A bill before the Anne Arundel County Council that would require special event sponsors to obtain certain permits to verify their events have adequate public safety resources received pushback at Monday night’s meeting from event promoters who argued the bill was vague and unnecessary.
The bill, sponsored by Council Chair Pete Smith, a Severn Democrat, on behalf of County Executive Steuart Pittman, would create a process for special event organizers to follow as they develop safety and welfare plans for their events. The bill would require event organizers to obtain a new special event permit and consolidate other permitting requirements already on the books. It also lays out requirements such as having enough bathrooms, refreshments and trash cans and recycling bins for each event.

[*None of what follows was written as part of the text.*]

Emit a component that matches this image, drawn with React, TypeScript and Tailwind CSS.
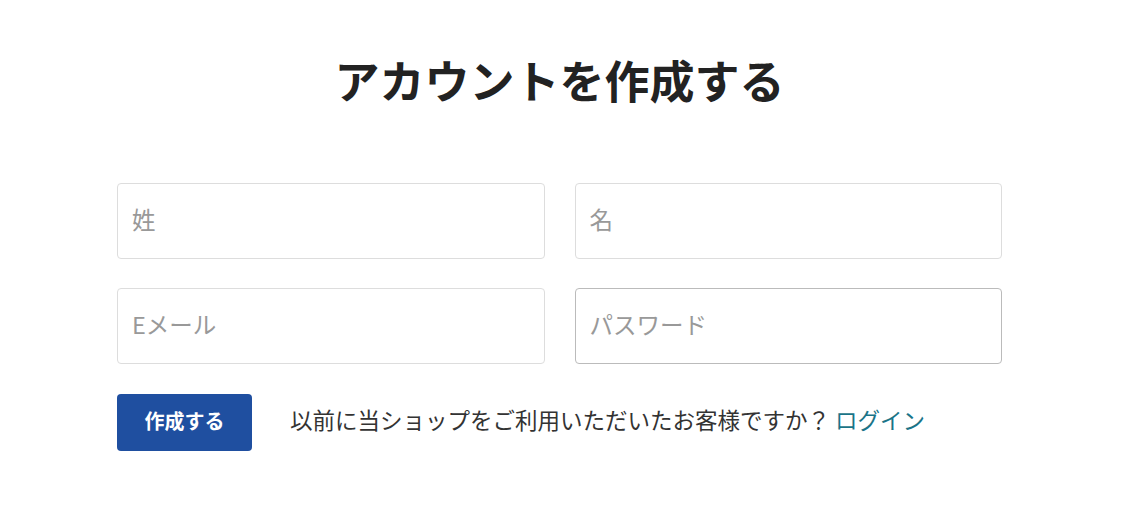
import { useState } from 'react';

const font = { fontFamily: '"Noto Sans CJK JP", "Noto Sans", sans-serif' };

const Field = ({ placeholder, type = 'text', dark = false }: { placeholder: string; type?: string; dark?: boolean }) => (
  <input
    type={type}
    placeholder={placeholder}
    className={`h-[76px] w-full rounded-[4px] border bg-white px-[14px] pb-[5px] text-[23.5px] text-[#333] outline-none placeholder:text-[#999] ${
      dark ? 'border-[#bbb]' : 'border-[#ddd]'
    }`}
  />
);

export default function App() {
  const [submitted, setSubmitted] = useState(false);

  return (
    <div className="min-h-[516px] bg-white text-[#222]" style={font}>
      <div className="ml-[117px] w-[885px] pt-[53px]">
        <h1 className="text-center text-[45px] font-bold leading-[54px] text-[#222]">アカウントを作成する</h1>

        <form
          className="mt-[76px]"
          onSubmit={(e) => {
            e.preventDefault();
            setSubmitted(!submitted);
          }}
        >
          <div className="grid grid-cols-2 gap-x-[30px] gap-y-[29px]">
            <Field placeholder="姓" />
            <Field placeholder="名" />
            <Field placeholder="Eメール" type="email" />
            <Field placeholder="パスワード" type="password" dark />
          </div>

          <div className="mt-[30px] flex items-center gap-[38px]">
            <button
              type="submit"
              className="h-[57px] w-[135px] rounded-[4px] bg-[#1f4fa0] pb-[3px] text-[20px] font-bold text-white"
            >
              作成する
            </button>
            <p className="pb-[6px] text-[22.5px] text-[#333]">
              以前に当ショップをご利用いただいたお客様ですか？ <a href="#" className="text-[#1a7488]">ログイン</a>
            </p>
          </div>
        </form>
      </div>
    </div>
  );
}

While representatives from the fire department, police department and emergency management office said they’ve rarely seen a major emergency occur at a special event in the county, the goal of the bill is to be proactive and prevent a problem before it happens, said Office of Emergency Management Director Preeti Emrick. The bill took one-and-a-half to two years to develop, she added.

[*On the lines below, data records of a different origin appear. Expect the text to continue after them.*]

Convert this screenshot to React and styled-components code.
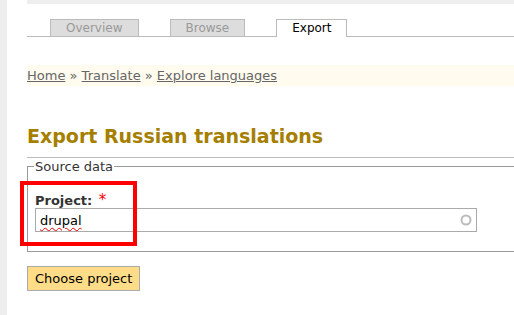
import styled, { createGlobalStyle } from 'styled-components'

const GlobalStyle = createGlobalStyle`
html, body {
   margin: 0;
   padding: 0;
   background: #fff;
   overflow: hidden;
}
body {
   font-family: "DejaVu Sans", Verdana, sans-serif;
   font-size: 13px;
   color: #000;
}
`

const Page = styled.div`
position: relative;
display: flex;
width: 514px;
height: 315px;
overflow: hidden;
`

const Strip = styled.div`
width: 7px;
flex-shrink: 0;
background: #eee;
`

const Main = styled.div`
flex-shrink: 0;
width: 580px;
margin-left: 20px;
display: flex;
flex-direction: column;
`

const TopBar = styled.div`
height: 4px;
background: #eee;
`

const Tabs = styled.ul`
list-style: none;
margin: 15px 0 0;
padding: 0 0 0 23px;
display: flex;
align-items: flex-end;
gap: 31px;
border-bottom: 1px solid #bbb;
font-size: 12px;
`

const Tab = styled.li`
line-height: 16px;
padding: 0 15px;
border: 1px solid #bbb;
border-bottom: 0;
background: ${props => props.active ? '#fff' : '#ddd'};
color: ${props => props.active ? '#000' : '#999'};
margin-bottom: ${props => props.active ? '-1px' : '0'};
height: ${props => props.active ? '17px' : '16px'};
`

const Breadcrumb = styled.div`
margin-top: 28px;
height: 21px;
line-height: 21px;
background: #fffcef;
color: #666;
`

const Crumb = styled.a`
color: #666;
text-decoration: underline;
`

const Heading = styled.h2`
margin: 39px 0 0;
padding-bottom: 10px;
font-size: 19px;
font-weight: bold;
line-height: 22px;
color: #a57f00;
border-bottom: 1px solid #bbb;
`

const Fieldset = styled.fieldset`
margin: 1px 0 0;
padding: 0 7px 19px;
border: 1px solid #999;
border-right: 0;
`

const Legend = styled.legend`
padding: 0 1px;
margin-left: -1px;
color: #333;
line-height: 15px;
`

const Label = styled.label`
display: block;
margin-top: 19px;
font-weight: bold;
color: #333;
line-height: 15px;
`

const Required = styled.span`
color: #f00;
font-size: 15px;
font-weight: normal;
margin-left: 2px;
`

const Input = styled.div`
height: 22px;
width: 432px;
padding: 0 4px;
border: 1px solid #aaa;
display: flex;
align-items: center;
`

const Misspelled = styled.span`
text-decoration: underline wavy #e00;
text-decoration-thickness: 1px;
text-underline-offset: 2px;
`

const Throbber = styled.svg`
margin-left: auto;
`

const Button = styled.button`
align-self: flex-start;
margin-top: 14px;
height: 25px;
padding: 0 7px;
font-family: inherit;
font-size: 13px;
color: #000;
background: #ffdd88;
border: 1px solid #aaa;
border-radius: 0;
`

const Highlight = styled.div`
position: absolute;
left: 20px;
top: 181px;
width: 109px;
height: 57px;
border: 4px solid #f00;
pointer-events: none;
`

export default function App() {
   return (
      <>
         <GlobalStyle />
         <Page>
            <Strip />
            <Main>
               <TopBar />
               <Tabs>
                  <Tab>Overview</Tab>
                  <Tab>Browse</Tab>
                  <Tab active>Export</Tab>
               </Tabs>
               <Breadcrumb>
                  <Crumb>Home</Crumb> » <Crumb>Translate</Crumb> » <Crumb>Explore languages</Crumb>
               </Breadcrumb>
               <Heading>Export Russian translations</Heading>
               <Fieldset>
                  <Legend>Source data</Legend>
                  <Label>Project: <Required>*</Required></Label>
                  <Input>
                     <Misspelled>drupal</Misspelled>
                     <Throbber width="12" height="12" viewBox="0 0 12 12">
                        <circle cx="6" cy="6" r="4.5" fill="none" stroke="#bbb" strokeWidth="2" />
                     </Throbber>
                  </Input>
               </Fieldset>
               <Button>Choose project</Button>
            </Main>
            <Highlight />
         </Page>
      </>
   )
}
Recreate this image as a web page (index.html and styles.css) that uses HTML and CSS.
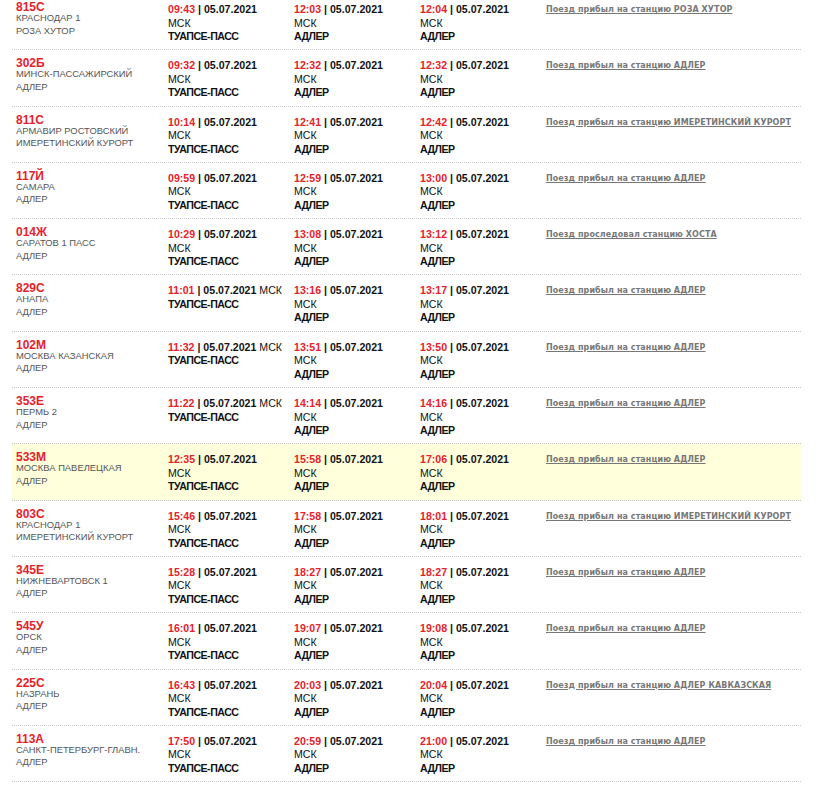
FILE: index.html
```html
<!DOCTYPE html>
<html lang="ru">
<head>
    <meta charset="UTF-8">
    <title>Табло прибытия</title>
    <link rel="stylesheet" href="styles.css">
</head>
<body>

    <div class="board" id="board"></div>

    <script>
        // Поезда, прибывающие на станцию
        const trains = [
            ['815С', 'КРАСНОДАР 1', 'РОЗА ХУТОР', '09:43', '12:03', '12:04', 'Поезд прибыл на станцию', 'РОЗА ХУТОР'],
            ['302Б', 'МИНСК-ПАССАЖИРСКИЙ', 'АДЛЕР', '09:32', '12:32', '12:32', 'Поезд прибыл на станцию', 'АДЛЕР'],
            ['811С', 'АРМАВИР РОСТОВСКИЙ', 'ИМЕРЕТИНСКИЙ КУРОРТ', '10:14', '12:41', '12:42', 'Поезд прибыл на станцию', 'ИМЕРЕТИНСКИЙ КУРОРТ'],
            ['117Й', 'САМАРА', 'АДЛЕР', '09:59', '12:59', '13:00', 'Поезд прибыл на станцию', 'АДЛЕР'],
            ['014Ж', 'САРАТОВ 1 ПАСС', 'АДЛЕР', '10:29', '13:08', '13:12', 'Поезд проследовал станцию', 'ХОСТА'],
            ['829С', 'АНАПА', 'АДЛЕР', '11:01', '13:16', '13:17', 'Поезд прибыл на станцию', 'АДЛЕР', true],
            ['102М', 'МОСКВА КАЗАНСКАЯ', 'АДЛЕР', '11:32', '13:51', '13:50', 'Поезд прибыл на станцию', 'АДЛЕР', true],
            ['353Е', 'ПЕРМЬ 2', 'АДЛЕР', '11:22', '14:14', '14:16', 'Поезд прибыл на станцию', 'АДЛЕР', true],
            ['533М', 'МОСКВА ПАВЕЛЕЦКАЯ', 'АДЛЕР', '12:35', '15:58', '17:06', 'Поезд прибыл на станцию', 'АДЛЕР', false, true],
            ['803С', 'КРАСНОДАР 1', 'ИМЕРЕТИНСКИЙ КУРОРТ', '15:46', '17:58', '18:01', 'Поезд прибыл на станцию', 'ИМЕРЕТИНСКИЙ КУРОРТ'],
            ['345Е', 'НИЖНЕВАРТОВСК 1', 'АДЛЕР', '15:28', '18:27', '18:27', 'Поезд прибыл на станцию', 'АДЛЕР'],
            ['545У', 'ОРСК', 'АДЛЕР', '16:01', '19:07', '19:08', 'Поезд прибыл на станцию', 'АДЛЕР'],
            ['225С', 'НАЗРАНЬ', 'АДЛЕР', '16:43', '20:03', '20:04', 'Поезд прибыл на станцию', 'АДЛЕР КАВКАЗСКАЯ'],
            ['113А', 'САНКТ-ПЕТЕРБУРГ-ГЛАВН.', 'АДЛЕР', '17:50', '20:59', '21:00', 'Поезд прибыл на станцию', 'АДЛЕР']
        ];

        function timeCell(time, station, sameLine) {
            const sep = sameLine ? ' ' : '<br>';
            return `
                <div class="cell time">
                    <span class="hour">${time}</span> | 05.07.2021${sep}<span class="zone">МСК</span><br>
                    <span class="station">${station}</span>
                </div>`;
        }

        function renderBoard() {
            const board = document.getElementById('board');
            board.innerHTML = '';

            trains.forEach(t => {
                const row = document.createElement('div');
                row.classList.add('row');
                if (t[9]) row.classList.add('current');

                row.innerHTML = `
                    <div class="cell train">
                        <div class="number">${t[0]}</div>
                        <div class="route">${t[1]}<br>${t[2]}</div>
                    </div>
                    ${timeCell(t[3], 'ТУАПСЕ-ПАСС', t[8])}
                    ${timeCell(t[4], 'АДЛЕР')}
                    ${timeCell(t[5], 'АДЛЕР')}
                    <div class="cell status"><a href="#">${t[6]} ${t[7]}</a></div>
                `;
                board.appendChild(row);
            });
        }

        renderBoard();
    </script>
</body>
</html>
```

FILE: styles.css
```css
body {
    margin: 0;
    padding: 0;
    background-color: #fff;
    font-family: 'Liberation Sans', Arial, sans-serif;
    color: #000;
}

.board {
    margin: -6px 0 0 12px;
    width: 789px;
}

.row {
    display: grid;
    grid-template-columns: 152px 126px 126px 126px 1fr;
    height: 56.3px;
    box-sizing: border-box;
    padding-left: 4px;
    border-bottom: 1px dotted #c8c8c8;
}

.row.current {
    background-color: #ffffdc;
}

.train {
    padding-top: 9px;
}

.number {
    font-size: 12px;
    line-height: 9px;
    font-weight: bold;
    color: #e5222b;
}

.route {
    font-size: 9.4px;
    line-height: 12.5px;
    color: #555;
}

.time {
    padding-top: 9px;
    font-size: 10.6px;
    line-height: 13.5px;
    font-weight: bold;
    color: #111;
}

.hour {
    color: #e5222b;
}

.zone {
    font-weight: normal;
}

.station {
    letter-spacing: -0.5px;
}

.status {
    padding-top: 9px;
    font-family: 'DejaVu Sans', Verdana, sans-serif;
    font-size: 8px;
    line-height: 13px;
    font-weight: bold;
    letter-spacing: 0.08px;
}

.status a {
    color: #777;
    text-decoration: underline;
}
```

“One only had to look at recent events involving vehicle rammings, shootings, excessive capacities, etc., to understand it is not if but for when [emergencies] happen,” Emrick said.
Without providing specfic examples, Pittman’s chief strategy officer, Pete Baron, explained that public safety personnel have had to scramble to address issues in the past.

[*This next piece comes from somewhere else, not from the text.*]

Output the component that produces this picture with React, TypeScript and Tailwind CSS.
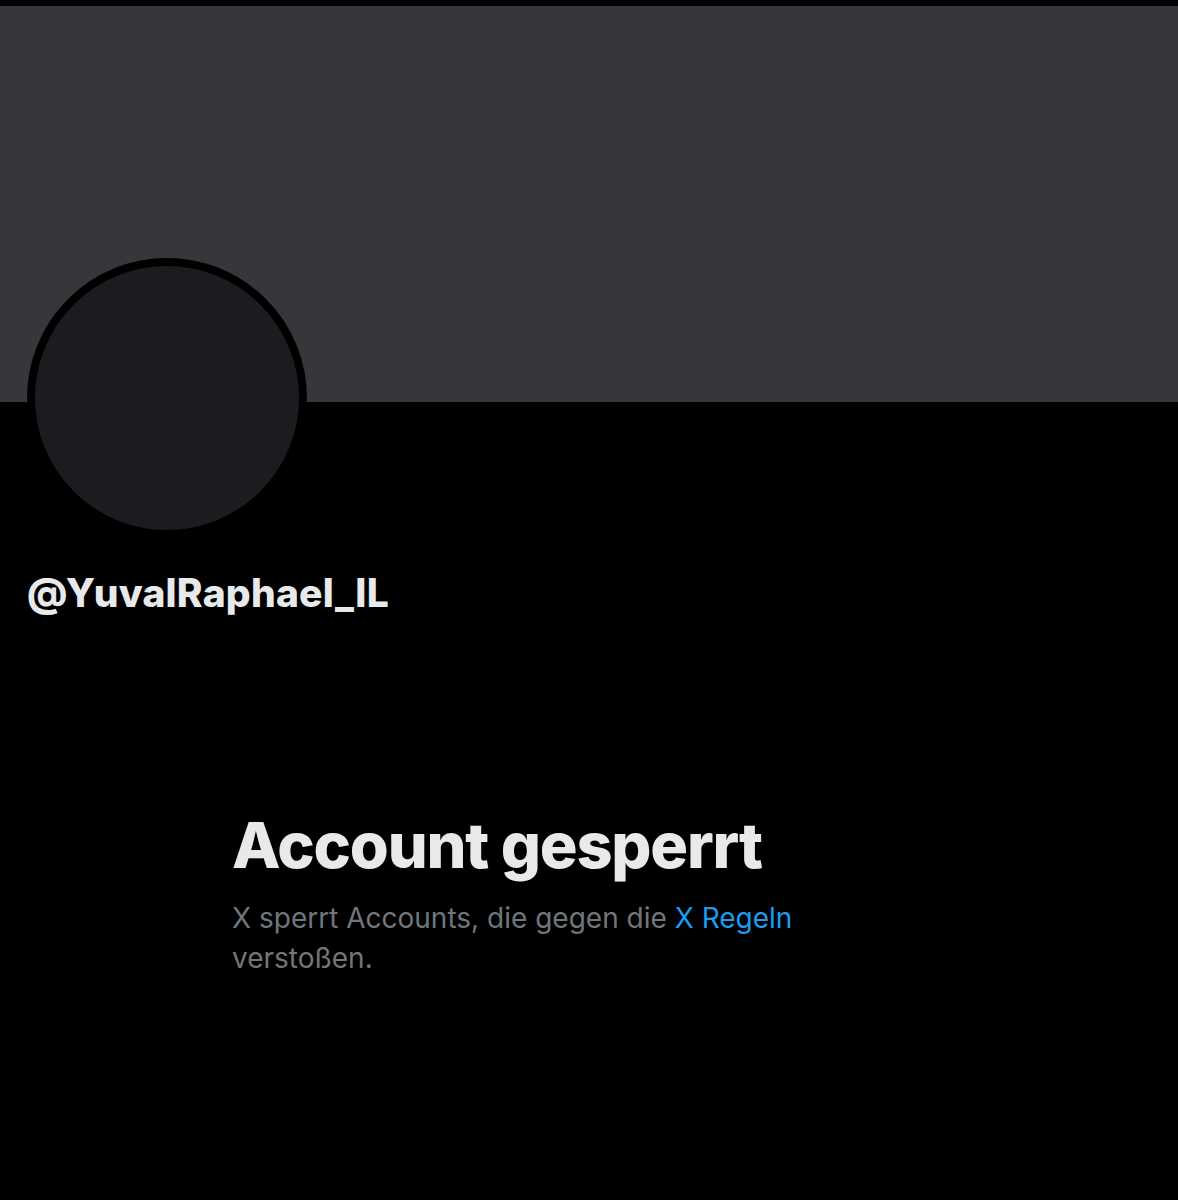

“The county currently does not have a process in place to address public safety and resource needs of special events. This has resulted in instances where events have had inadequate crowd control, sanitation facilities, security, traffic management or first aid coverage,” Baron said.
Smith said he’d received emails from residents who may be affected by the bill complaining there weren’t enough opportunities for members of the public to share their input as the legislation was developed.
While drafts of the bill were shared with stakeholders in early 2022, according to Baron, and the Office of Emergency Management has met with event promoters, more than a dozen residents affiliated with county events came to testify against the bill. Many said they felt the language of the legislation was too open-ended and allowed for too much interpretation by county staff.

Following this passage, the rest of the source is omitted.